6th Vice President of Bangladesh
- In office 1 December 1986 – 12 August 1989
- President: Hussain Muhammad Ershad
- Preceded by: Mohammad Mohammadullah
- Succeeded by: Moudud Ahmed

Minister of Law
- In office 17 February 1985 – 12 August 1989
- President: Hussain Muhammad Ershad
- Prime Minister: Ataur Rahman Khan; Mizanur Rahman Chowdhury; Moudud Ahmed;

Minister of Education
- In office 24 March 1986 – 25 May 1986
- Preceded by: Mohammed Abdul Matin
- Succeeded by: Mohammed Abdul Matin

Chief Election Commissioner of Bangladesh
- In office 8 July 1977 – 17 February 1985
- President: Ziaur Rahman; Abdus Sattar; Ahsanuddin Chowdhury; Hussain Muhammad Ershad;
- Prime Minister: Mashiur Rahman; Shah Azizur Rahman; Ataur Rahman Khan;
- Preceded by: M. Idris
- Succeeded by: Chowdhury A. T. M. Masud

Personal details
- Born: 1 August 1919^{[citation needed]} Manikganj, Bengal, British India
- Died: 14 November 2015 (aged 96) Dhaka, Bangladesh
- Resting place: Harirampur, Manikganj District
- Spouse: Jahanara Arzu
- Children: Md. Ashfaqul Islam (son)

= A. K. M. Nurul Islam =

Vice President of Bangladesh from 1986 to 1989

A. K. M. Nurul Islam (died 14 November 2015) was a Bangladeshi judge and the vice president of Bangladesh from 1986 to 1989.

==Early life and education==
Islam was born to M. Abdus Sobhan and Atafunnesa Khanam. He completed a master's degree in English literature at Calcutta University in 1947. He earned an LLB in 1950.

==Career==
Islam was a judge of the East Pakistan High Court from 1967 to 1971.

He was the chief election commissioner of Bangladesh Election Commission from 1977 to 1984. From February 1985 until August 1989, he served as the law minister. In 1986, he was the member of parliament for Manikganj-2. He was appointed the vice president of the country on 1 December 1986 by the then President Hussain Muhammad Ershad.

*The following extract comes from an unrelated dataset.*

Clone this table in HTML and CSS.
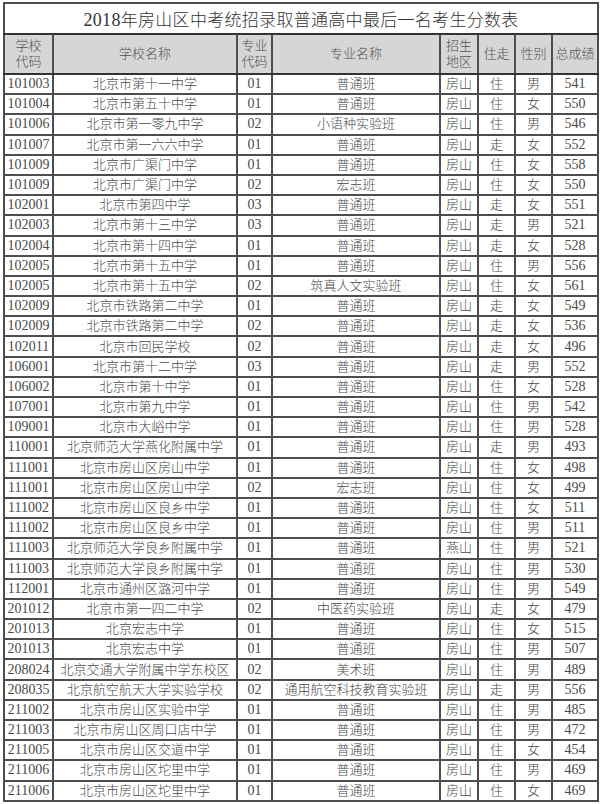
FILE: index.html
```html
<!DOCTYPE html>
<html lang="zh-CN">
<head>
<meta charset="utf-8">
<title>2018年房山区中考统招录取普通高中最后一名考生分数表</title>
<link rel="stylesheet" href="styles.css">
</head>
<body>
<table class="sheet">
  <colgroup>
    <col class="c-code"><col class="c-school"><col class="c-mcode"><col class="c-major"><col class="c-area"><col class="c-stay"><col class="c-sex"><col class="c-score">
  </colgroup>
  <thead>
    <tr class="title-row"><th colspan="8"><span class="num">2018</span>年房山区中考统招录取普通高中最后一名考生分数表</th></tr>
    <tr class="head-row">
      <th>学校<br>代码</th><th>学校名称</th><th>专业<br>代码</th><th>专业名称</th><th>招生<br>地区</th><th>住走</th><th>性别</th><th>总成绩</th>
    </tr>
  </thead>
  <tbody>
    <tr><td class="num">101003</td><td>北京市第十一中学</td><td class="num">01</td><td>普通班</td><td>房山</td><td>住</td><td>男</td><td class="num">541</td></tr>
    <tr><td class="num">101004</td><td>北京市第五十中学</td><td class="num">01</td><td>普通班</td><td>房山</td><td>住</td><td>女</td><td class="num">550</td></tr>
    <tr><td class="num">101006</td><td>北京市第一零九中学</td><td class="num">02</td><td>小语种实验班</td><td>房山</td><td>住</td><td>男</td><td class="num">546</td></tr>
    <tr><td class="num">101007</td><td>北京市第一六六中学</td><td class="num">01</td><td>普通班</td><td>房山</td><td>走</td><td>女</td><td class="num">552</td></tr>
    <tr><td class="num">101009</td><td>北京市广渠门中学</td><td class="num">01</td><td>普通班</td><td>房山</td><td>住</td><td>女</td><td class="num">558</td></tr>
    <tr><td class="num">101009</td><td>北京市广渠门中学</td><td class="num">02</td><td>宏志班</td><td>房山</td><td>住</td><td>女</td><td class="num">550</td></tr>
    <tr><td class="num">102001</td><td>北京市第四中学</td><td class="num">03</td><td>普通班</td><td>房山</td><td>走</td><td>女</td><td class="num">551</td></tr>
    <tr><td class="num">102003</td><td>北京市第十三中学</td><td class="num">03</td><td>普通班</td><td>房山</td><td>走</td><td>男</td><td class="num">521</td></tr>
    <tr><td class="num">102004</td><td>北京市第十四中学</td><td class="num">01</td><td>普通班</td><td>房山</td><td>走</td><td>女</td><td class="num">528</td></tr>
    <tr><td class="num">102005</td><td>北京市第十五中学</td><td class="num">01</td><td>普通班</td><td>房山</td><td>住</td><td>男</td><td class="num">556</td></tr>
    <tr><td class="num">102005</td><td>北京市第十五中学</td><td class="num">02</td><td>筑真人文实验班</td><td>房山</td><td>住</td><td>女</td><td class="num">561</td></tr>
    <tr><td class="num">102009</td><td>北京市铁路第二中学</td><td class="num">01</td><td>普通班</td><td>房山</td><td>走</td><td>女</td><td class="num">549</td></tr>
    <tr><td class="num">102009</td><td>北京市铁路第二中学</td><td class="num">02</td><td>普通班</td><td>房山</td><td>走</td><td>女</td><td class="num">536</td></tr>
    <tr><td class="num">102011</td><td>北京市回民学校</td><td class="num">02</td><td>普通班</td><td>房山</td><td>走</td><td>女</td><td class="num">496</td></tr>
    <tr><td class="num">106001</td><td>北京市第十二中学</td><td class="num">03</td><td>普通班</td><td>房山</td><td>走</td><td>男</td><td class="num">552</td></tr>
    <tr><td class="num">106002</td><td>北京市第十中学</td><td class="num">01</td><td>普通班</td><td>房山</td><td>住</td><td>女</td><td class="num">528</td></tr>
    <tr><td class="num">107001</td><td>北京市第九中学</td><td class="num">01</td><td>普通班</td><td>房山</td><td>住</td><td>男</td><td class="num">542</td></tr>
    <tr><td class="num">109001</td><td>北京市大峪中学</td><td class="num">01</td><td>普通班</td><td>房山</td><td>住</td><td>男</td><td class="num">528</td></tr>
    <tr><td class="num">110001</td><td>北京师范大学燕化附属中学</td><td class="num">01</td><td>普通班</td><td>房山</td><td>走</td><td>男</td><td class="num">493</td></tr>
    <tr><td class="num">111001</td><td>北京市房山区房山中学</td><td class="num">01</td><td>普通班</td><td>房山</td><td>住</td><td>女</td><td class="num">498</td></tr>
    <tr><td class="num">111001</td><td>北京市房山区房山中学</td><td class="num">02</td><td>宏志班</td><td>房山</td><td>住</td><td>女</td><td class="num">499</td></tr>
    <tr><td class="num">111002</td><td>北京市房山区良乡中学</td><td class="num">01</td><td>普通班</td><td>房山</td><td>住</td><td>女</td><td class="num">511</td></tr>
    <tr><td class="num">111002</td><td>北京市房山区良乡中学</td><td class="num">01</td><td>普通班</td><td>房山</td><td>住</td><td>男</td><td class="num">511</td></tr>
    <tr><td class="num">111003</td><td>北京师范大学良乡附属中学</td><td class="num">01</td><td>普通班</td><td>燕山</td><td>住</td><td>男</td><td class="num">521</td></tr>
    <tr><td class="num">111003</td><td>北京师范大学良乡附属中学</td><td class="num">01</td><td>普通班</td><td>房山</td><td>住</td><td>男</td><td class="num">530</td></tr>
    <tr><td class="num">112001</td><td>北京市通州区潞河中学</td><td class="num">01</td><td>普通班</td><td>房山</td><td>住</td><td>男</td><td class="num">549</td></tr>
    <tr><td class="num">201012</td><td>北京市第一四二中学</td><td class="num">02</td><td>中医药实验班</td><td>房山</td><td>走</td><td>女</td><td class="num">479</td></tr>
    <tr><td class="num">201013</td><td>北京宏志中学</td><td class="num">01</td><td>普通班</td><td>房山</td><td>住</td><td>女</td><td class="num">515</td></tr>
    <tr><td class="num">201013</td><td>北京宏志中学</td><td class="num">01</td><td>普通班</td><td>房山</td><td>住</td><td>男</td><td class="num">507</td></tr>
    <tr><td class="num">208024</td><td>北京交通大学附属中学东校区</td><td class="num">02</td><td>美术班</td><td>房山</td><td>住</td><td>男</td><td class="num">489</td></tr>
    <tr><td class="num">208035</td><td>北京航空航天大学实验学校</td><td class="num">02</td><td>通用航空科技教育实验班</td><td>房山</td><td>走</td><td>男</td><td class="num">556</td></tr>
    <tr><td class="num">211002</td><td>北京市房山区实验中学</td><td class="num">01</td><td>普通班</td><td>房山</td><td>住</td><td>男</td><td class="num">485</td></tr>
    <tr><td class="num">211003</td><td>北京市房山区周口店中学</td><td class="num">01</td><td>普通班</td><td>房山</td><td>住</td><td>男</td><td class="num">472</td></tr>
    <tr><td class="num">211005</td><td>北京市房山区交道中学</td><td class="num">01</td><td>普通班</td><td>房山</td><td>住</td><td>女</td><td class="num">454</td></tr>
    <tr><td class="num">211006</td><td>北京市房山区坨里中学</td><td class="num">01</td><td>普通班</td><td>房山</td><td>住</td><td>男</td><td class="num">469</td></tr>
    <tr><td class="num">211006</td><td>北京市房山区坨里中学</td><td class="num">01</td><td>普通班</td><td>房山</td><td>住</td><td>女</td><td class="num">469</td></tr>
  </tbody>
</table>
</body>
</html>
```

FILE: styles.css
```css
html, body {
  margin: 0;
  padding: 0;
  background: #ffffff;
}

body {
  padding: 2px 0 0 3px;
  font-family: "Liberation Serif", "Noto Sans CJK SC", serif;
  color: #4a4a4a;
}

.sheet {
  width: 594px;
  border-collapse: collapse;
  table-layout: fixed;
  border: 2px solid #333333;
}

.c-code { width: 49px; }
.c-school { width: 184px; }
.c-mcode { width: 35px; }
.c-major { width: 168px; }
.c-area { width: 38px; }
.c-stay { width: 37px; }
.c-sex { width: 37px; }
.c-score { width: 46px; }

.sheet th,
.sheet td {
  border: 2px solid #4d4d4d;
  padding: 0;
  text-align: center;
  vertical-align: middle;
  white-space: nowrap;
  overflow: hidden;
}

.title-row th {
  height: 29px;
  font-size: 17px;
  font-weight: 300;
  color: #333333;
  background: #ffffff;
  letter-spacing: 0.3px;
  border-bottom: 2px solid #333333;
}

.head-row th {
  height: 38px;
  background: #d6d6d6;
  font-size: 13px;
  font-weight: 300;
  line-height: 16px;
  color: #505050;
  border-bottom: 2px solid #333333;
}

.sheet tbody tr {
  height: 20.2px;
}

.sheet tbody td {
  font-size: 13px;
  font-weight: 300;
  line-height: 16px;
  color: #484848;
}

.sheet td.num {
  font-size: 14px;
  font-weight: 400;
  color: #4a4a4a;
}

.title-row .num {
  font-size: 18px;
}
```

He was replaced as vice president in August 1989.

== Personal life ==
Islam was married to Jahanara Arzu, an Ekushey Padak-winning poet. Together they had two sons including Justice Md. Ashfaqul Islam and a daughter, professor Minara Zahan.

Islam died on 14 November 2015 in Dhaka. He was buried in Harirampur in Manikganj District.